Verstehen (понимание – нем.). Большинство аналитиков полагают, что интерпретация не имеет никакого значения для анализа инструментальных институтов, поскольку их цели и средства и так очевидны. Предположение о том, что инструментальные практики что-то символизируют, кажется нелепым, поскольку задача этих практик – лишь выполнить свою миссию, и все. Однако, как писал Вебер, сама суть социологии заключается в «интерпретативном понимании социального действия», а действие существует лишь тогда, «когда действующий индивид придает своему поведению субъективный смысл». У всякого действия есть субъективный смысл, и нет такого типа действия, которое соответствует объективной реальности, не порождая при этом аналитических проблем: «Вообще не идет речь о каком-либо объективно „правильном“ или метафизически постигнутом „истинном“ смысле» [Weber M. 1978: 4; Вебер 1990: 603]. Иными словами, никакой отдельно взятый тип действия нельзя постичь сам по себе. Действия открываются пониманию обществоведа, только когда удается уловить их субъективную цель, а также причинно-следственные отношения, которые, в понимании актора, связывают действие с целью. Вебер называет этот процесс интерпретации термином «понимание» (verstehen), я же стремлюсь понять, каким образом различные рационализированные социальные системы выстроили совершенно разные связи между социальными процессами и экономическим ростом.

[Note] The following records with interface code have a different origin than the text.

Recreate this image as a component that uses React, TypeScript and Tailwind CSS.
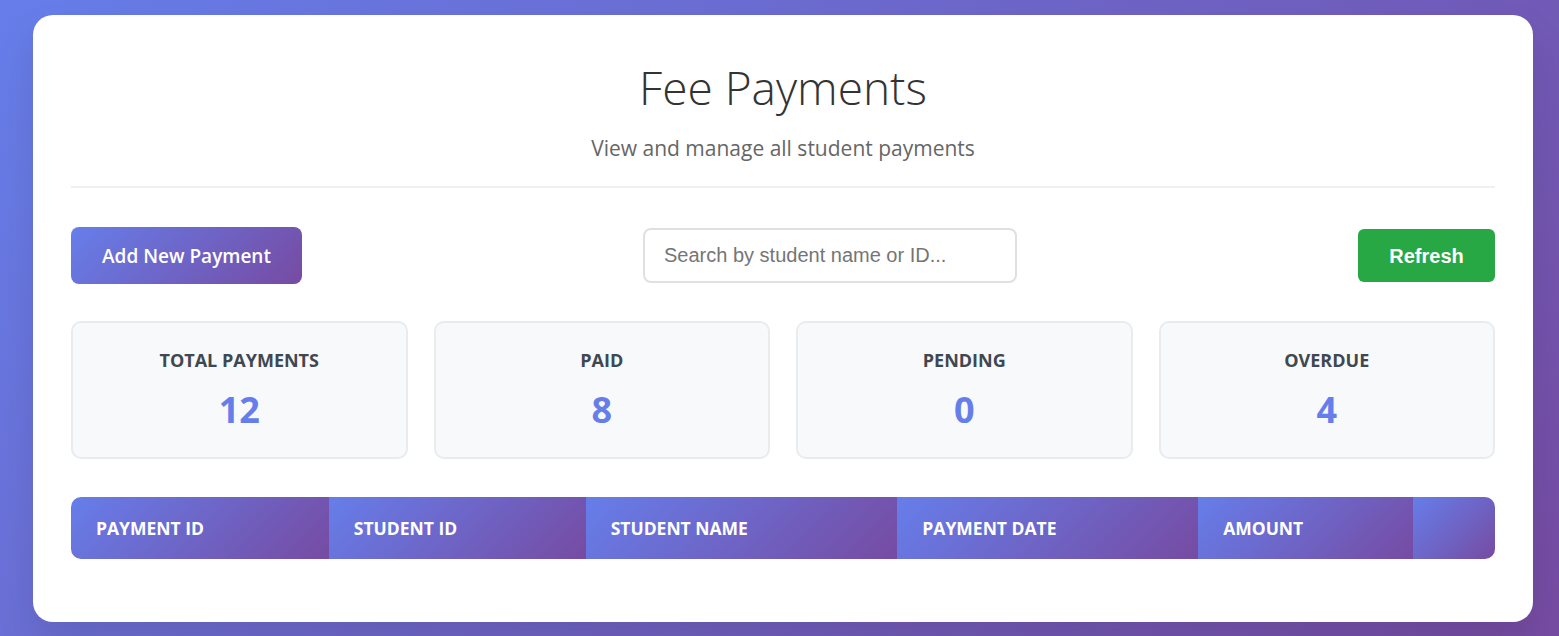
const stats = [
  { label: "Total Payments", value: 12 },
  { label: "Paid", value: 8 },
  { label: "Pending", value: 0 },
  { label: "Overdue", value: 4 },
];

const columns = [
  { label: "Payment ID", w: "w-[258px]" },
  { label: "Student ID", w: "w-[257px]" },
  { label: "Student Name", w: "w-[312px]" },
  { label: "Payment Date", w: "w-[301px]" },
  { label: "Amount", w: "w-[215px]" },
  { label: "", w: "w-[82px]" },
];

const grad = "bg-[linear-gradient(135deg,#667eea_0%,#764ba2_100%)]";

export default function App() {
  return (
    <div
      className={`min-h-screen ${grad} pt-[15px] pl-[33px] pb-[14px] font-['Open_Sans',sans-serif]`}
    >
      <div className="w-[1500px] rounded-[20px] bg-white px-[38px] pt-[45px] pb-[63px] shadow-[0_20px_40px_rgba(0,0,0,0.1)]">
        {/* header */}
        <header className="border-b-2 border-[#f0f0f0] pb-[24px] text-center">
          <h1 className="text-[46px] font-light leading-[1.2] text-[#333]">Fee Payments</h1>
          <p className="mt-[20px] text-[21px] leading-[1.3] text-[#666]">
            View and manage all student payments
          </p>
        </header>

        {/* toolbar */}
        <div className="mt-[39px] flex items-center justify-between">
          <button
            className={`${grad} h-[57px] w-[231px] rounded-[8px] text-[19px] font-semibold text-white`}
          >
            Add New Payment
          </button>
          <input
            placeholder="Search by student name or ID..."
            className="h-[55px] w-[374px] rounded-[8px] border-2 border-[#e0e0e0] px-[19px] font-['Liberation_Sans',sans-serif] text-[20px] text-[#333] placeholder:text-[#757575] outline-none"
          />
          <button className="h-[53px] w-[137px] rounded-[6px] bg-[#28a745] font-['Liberation_Sans',sans-serif] text-[20px] font-bold text-white">
            Refresh
          </button>
        </div>

        {/* stats */}
        <div className="mt-[37px] grid grid-cols-4 gap-[26px]">
          {stats.map((s) => (
            <div
              key={s.label}
              className="flex h-[138px] flex-col items-center rounded-[10px] border-2 border-[#e9ecef] bg-[#f8f9fa] pt-[25px]"
            >
              <h3 className="text-[18px] font-bold uppercase leading-[1.4] text-[#3f4851]">
                {s.label}
              </h3>
              <div className="mt-[14px] text-[36px] font-bold leading-[1.2] text-[#667eea]">
                {s.value}
              </div>
            </div>
          ))}
        </div>

        {/* table */}
        <div className="mt-[38px] overflow-hidden rounded-[10px]">
          <table className="w-full border-collapse">
            <thead>
              <tr>
                {columns.map((c, i) => (
                  <th
                    key={i}
                    className={`${c.w} ${grad} h-[62px] px-[25px] text-left text-[17.5px] font-bold uppercase text-white`}
                  >
                    {c.label}
                  </th>
                ))}
              </tr>
            </thead>
            <tbody />
          </table>
        </div>
      </div>
    </div>
  );
}
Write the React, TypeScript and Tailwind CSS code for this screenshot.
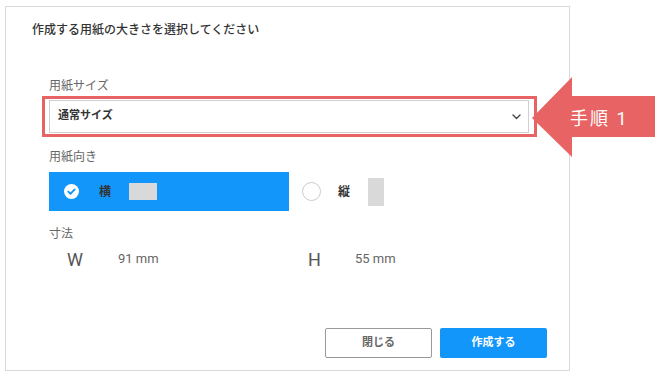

Вебер еще более усложнил наше понимание природы инструментальной рациональности, анализируя рациональные практики относительно их идеального типа – что предполагает их организованность вокруг некоего универсального набора причинно-следственных связей. Веберовский анализ рациональности резко противоречит его исследованиям религиозных социальных систем, в которых религии представлены во всей их сложности и неоднородности. В сущности, большинство аналитиков раннего периода, как и Вебер, рассматривали современность как единую реальность.